From 1873 to 1876, county district courts recorded some birth records. County clerks were required to record deaths and births beginning in 1903, but the law wasn’t fully complied with right away. Some births were recorded by justices of the peace. Also, many large cities had their own vital records offices to record vital statistics.
The Texas Department of Vital Records has copies of birth and death records that occurred after mandatory recording began, which was in 1903. The Texas State Library has also created statewide vital record indexes on microfilm. Many genealogical libraries across the state have copies of those records on file. Births from 1903 to 1976 are included in that index. They are arranged in alphabetical order and according to year. The death index is also arranged in alphabetical order, but in sections of time spanning multiple years. Those sections are:
- 1903 to 1940
- 1940 to 1945
- 1946 to 1955
Records from 1956 to 1973 are alphabetized according to each individual year. The Texas State Library can search records for a specific name. However, the researcher will have to pay a fee, and may have to request records in writing. County or municipal offices may hold records that cannot be found within state files. Researchers can also make use of online indexes of Texas death records at www.ancestry.com, which cover the years of 1964 through 1998.

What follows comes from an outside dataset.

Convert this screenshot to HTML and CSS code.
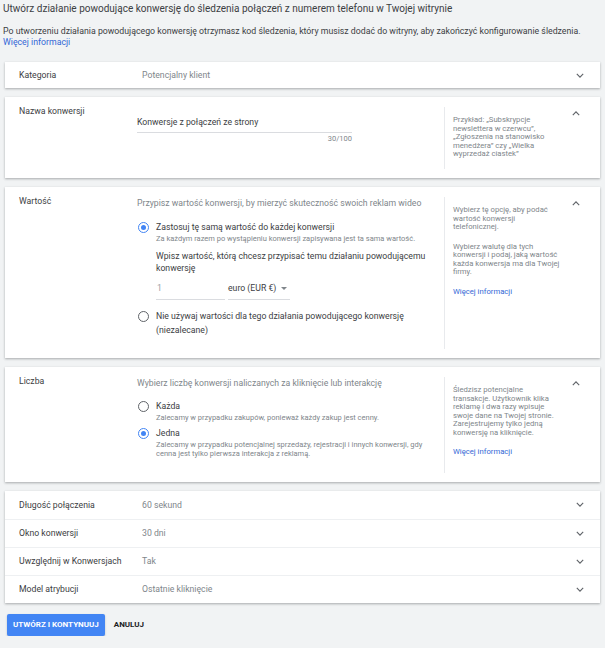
FILE: index.html
```html
<!DOCTYPE html>
<html lang="pl">
<head>
<meta charset="utf-8">
<title>Konwersja</title>
<link rel="stylesheet" href="styles.css">
</head>
<body>
<header class="head">
  <h1 class="title">Utwórz działanie powodujące konwersję do śledzenia połączeń z numerem telefonu w Twojej witrynie</h1>
  <p class="intro">Po utworzeniu działania powodującego konwersję otrzymasz kod śledzenia, który musisz dodać do witryny, aby zakończyć konfigurowanie śledzenia.<br><a class="link" href="#">Więcej informacji</a></p>
</header>

<main class="cards">
  <section class="card row">
    <div class="label">Kategoria</div>
    <div class="value">Potencjalny klient</div>
    <svg class="chev" viewBox="0 0 10 6"><path d="M1 1l4 4 4-4"/></svg>
  </section>

  <section class="card panel panel-name">
    <div class="label">Nazwa konwersji</div>
    <div class="main">
      <div class="field">
        <div class="field-text">Konwersje z połączeń ze strony</div>
        <div class="counter">30/100</div>
      </div>
    </div>
    <aside class="side">
      <p>Przykład: „Subskrypcje newslettera w czerwcu”, „Zgłoszenia na stanowisko menedżera” czy „Wielka wyprzedaż ciastek”</p>
    </aside>
    <svg class="chev" viewBox="0 0 10 6"><path d="M1 5l4-4 4 4"/></svg>
  </section>

  <section class="card panel panel-value">
    <div class="label">Wartość</div>
    <div class="main">
      <p class="lead">Przypisz wartość konwersji, by mierzyć skuteczność swoich reklam wideo</p>
      <div class="option opt-first">
        <span class="radio on"></span>
        <div class="opt-body">
          <div class="opt-title">Zastosuj tę samą wartość do każdej konwersji</div>
          <div class="opt-desc">Za każdym razem po wystąpieniu konwersji zapisywana jest ta sama wartość.</div>
          <div class="prompt">Wpisz wartość, którą chcesz przypisać temu działaniu powodującemu konwersję</div>
          <div class="inputs">
            <div class="num">1</div>
            <div class="select">euro (EUR €)<span class="tri"></span></div>
          </div>
        </div>
      </div>
      <div class="option opt-no">
        <span class="radio"></span>
        <div class="opt-body">
          <div class="opt-big">Nie używaj wartości dla tego działania powodującego konwersję (niezalecane)</div>
        </div>
      </div>
    </div>
    <aside class="side">
      <p>Wybierz tę opcję, aby podać wartość konwersji telefonicznej.</p>
      <p>Wybierz walutę dla tych konwersji i podaj, jaką wartość każda konwersja ma dla Twojej firmy.</p>
      <p><a class="link" href="#">Więcej informacji</a></p>
    </aside>
    <svg class="chev" viewBox="0 0 10 6"><path d="M1 5l4-4 4 4"/></svg>
  </section>

  <section class="card panel panel-count">
    <div class="label">Liczba</div>
    <div class="main">
      <p class="lead">Wybierz liczbę konwersji naliczanych za kliknięcie lub interakcję</p>
      <div class="option opt-first">
        <span class="radio"></span>
        <div class="opt-body">
          <div class="opt-title">Każda</div>
          <div class="opt-desc">Zalecamy w przypadku zakupów, ponieważ każdy zakup jest cenny.</div>
        </div>
      </div>
      <div class="option opt-next">
        <span class="radio on"></span>
        <div class="opt-body">
          <div class="opt-title">Jedna</div>
          <div class="opt-desc">Zalecamy w przypadku potencjalnej sprzedaży, rejestracji i innych konwersji, gdy cenna jest tylko pierwsza interakcja z reklamą.</div>
        </div>
      </div>
    </div>
    <aside class="side">
      <p>Śledzisz potencjalne transakcje. Użytkownik klika reklamę i dwa razy wpisuje swoje dane na Twojej stronie. Zarejestrujemy tylko jedną konwersję na kliknięcie.</p>
      <p><a class="link" href="#">Więcej informacji</a></p>
    </aside>
    <svg class="chev" viewBox="0 0 10 6"><path d="M1 5l4-4 4 4"/></svg>
  </section>

  <section class="card group">
    <div class="row">
      <div class="label">Długość połączenia</div>
      <div class="value">60 sekund</div>
      <svg class="chev" viewBox="0 0 10 6"><path d="M1 1l4 4 4-4"/></svg>
    </div>
    <div class="row">
      <div class="label">Okno konwersji</div>
      <div class="value">30 dni</div>
      <svg class="chev" viewBox="0 0 10 6"><path d="M1 1l4 4 4-4"/></svg>
    </div>
    <div class="row">
      <div class="label">Uwzględnij w Konwersjach</div>
      <div class="value">Tak</div>
      <svg class="chev" viewBox="0 0 10 6"><path d="M1 1l4 4 4-4"/></svg>
    </div>
    <div class="row">
      <div class="label">Model atrybucji</div>
      <div class="value">Ostatnie kliknięcie</div>
      <svg class="chev" viewBox="0 0 10 6"><path d="M1 1l4 4 4-4"/></svg>
    </div>
  </section>

  <div class="actions">
    <button class="btn primary" type="button">UTWÓRZ I KONTYNUUJ</button>
    <button class="btn flat" type="button">ANULUJ</button>
  </div>
</main>
</body>
</html>
```

FILE: styles.css
```css
* { box-sizing: border-box; }

body {
  margin: 0;
  background: #f1f3f4;
  font-family: Roboto, "Noto Sans", sans-serif;
  color: #3c4043;
}

.head {
  padding: 2px 3px 0;
}

.title {
  margin: 0;
  font-size: 10px;
  line-height: 14px;
  font-weight: 400;
  color: #3c4043;
}

.intro {
  margin: 9.5px 0 0;
  font-size: 8.75px;
  line-height: 11px;
  color: #3c4043;
}

.link {
  color: #3367d6;
  text-decoration: none;
}

.cards {
  padding: 14.5px 5px 0;
}

.card {
  background: #fff;
  box-shadow: 0 1px 2px rgba(60, 64, 67, 0.3), 0 1px 3px rgba(60, 64, 67, 0.12);
  margin-bottom: 9px;
}

.row {
  display: flex;
  align-items: center;
  height: 26px;
  padding: 0 16px 0 14px;
  font-size: 8.7px;
}

.row .label {
  width: 123px;
  color: #3c4043;
}

.row .value {
  flex: 1;
  color: #80868b;
}

.chev {
  width: 8px;
  height: 5px;
  fill: none;
  stroke: #5f6368;
  stroke-width: 1.4;
}

.panel {
  display: grid;
  grid-template-columns: 118px 307px 1fr 12px;
  align-items: start;
  padding: 8px 16px 9px 14px;
  font-size: 8.7px;
}

.panel .label {
  line-height: 12px;
}

.panel .chev {
  margin-top: 5.5px;
}

.main {
  padding-bottom: 12px;
}

.side {
  align-self: stretch;
  margin-top: 2px;
  border-left: 1px solid #e8eaed;
  padding: 9px 0 10px 8px;
  font-size: 7.7px;
  line-height: 8.5px;
  color: #80868b;
}

.side p {
  margin: 0 0 11px;
  max-width: 107px;
}

.side p:last-child {
  margin-bottom: 0;
}

.panel-name .side {
  padding-bottom: 10.5px;
}

.panel-count .side {
  padding-bottom: 16px;
}

.field {
  width: 215px;
  margin-top: 11px;
}

.field-text {
  line-height: 12px;
  padding-bottom: 3.5px;
  border-bottom: 1px solid #dadce0;
}

.counter {
  text-align: right;
  font-size: 7.5px;
  line-height: 8px;
  color: #80868b;
  margin-top: 2px;
}

.lead {
  margin: 2px 0 0;
  line-height: 12px;
  color: #80868b;
}

.option {
  display: flex;
  gap: 7px;
}

.opt-first {
  margin-top: 11.5px;
}

.panel-count .opt-first {
  margin-top: 10.5px;
}

.opt-next {
  margin-top: 5px;
}

.opt-no {
  margin-top: 9.5px;
}

.radio {
  flex: none;
  width: 11px;
  height: 11px;
  margin: 1px 0 0 1px;
  border: 1.3px solid #5f6368;
  border-radius: 50%;
  position: relative;
}

.radio.on {
  border-color: #4285f4;
}

.radio.on::after {
  content: "";
  position: absolute;
  inset: 2px;
  border-radius: 50%;
  background: #4285f4;
}

.opt-no .radio {
  margin-top: 1.5px;
}

.opt-title {
  line-height: 13px;
}

.opt-desc {
  font-size: 7.5px;
  line-height: 9px;
  color: #80868b;
  max-width: 275px;
}

.prompt {
  margin-top: 7.5px;
  line-height: 12px;
  max-width: 280px;
}

.inputs {
  display: flex;
  gap: 3px;
  margin-top: 7px;
  line-height: 11px;
}

.num {
  width: 69px;
  padding: 1.5px 0 5px 1px;
  border-bottom: 1px solid #dadce0;
  color: #9aa0a6;
}

.select {
  width: 62px;
  padding: 1.5px 0 5px 0;
  border-bottom: 1px solid #dadce0;
  display: flex;
  align-items: center;
  gap: 5px;
}

.tri {
  width: 0;
  height: 0;
  border-left: 3px solid transparent;
  border-right: 3px solid transparent;
  border-top: 3px solid #80868b;
}

.opt-big {
  line-height: 14px;
}

.group .row {
  height: 28px;
}

.group .row + .row {
  border-top: 1px solid #eef0f2;
}

.actions {
  display: flex;
  align-items: center;
  gap: 9px;
  padding: 2px 0 0 2px;
}

.btn {
  font-family: Roboto, "Noto Sans", sans-serif;
  font-size: 8px;
  font-weight: 700;
  border: 0;
  border-radius: 2px;
  cursor: pointer;
}

.btn.primary {
  background: #4285f4;
  color: #fff;
  height: 22px;
  padding: 0 6px;
  box-shadow: 0 1px 2px rgba(60, 64, 67, 0.3);
}

.btn.flat {
  background: transparent;
  color: #202124;
  padding: 0;
}
```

In some cases, the county court may have received records of delayed birth registrations. Those records were eventually passed on to the State Bureau of Vital Statistics. Indexes for delayed birth records have since been created on microfilm. They include some records for those who wanted to register for Social Security in Texas, but were actually born elsewhere. In 1959, delayed birth registrations with the State Bureau of Vital Statistics were stopped.
Marriage records were not always recorded prior to 1836. However, the Roman Catholic Church may hold some earlier records. Each church generally has marriage records dating back to when the church was organized. Those records were then given to the county clerk in the appropriate county. Marriages were not required to be recorded at the state level in Texas until 1966. Certified copies of records from 1966 onward can not be obtained at the state office. Researchers should note that African American marriage records may be separate.
Many Texas marriage records have been compiled by the Daughters of the American Revolution (DAR). The Family History Library (FHL) in Salt Lake City, Utah and the DAR Library in Washington D.C. each have copies of those records available on microfilm. County Pages can indicate which vital records can be found in county and municipal offices.
The Bureau of Vital Statistics has recorded divorce records ever since January of 1968. However, they do not offer certified copies of those records. Each clerk of the district court holds divorce records for that district. It took special acts of Congress to grant divorces when Texas was a republic. However, district courts generally granted divorces beginning in 1841. There were certain exceptions, but only until the area gained its statehood, at which point district courts obtained full jurisdiction over divorce cases.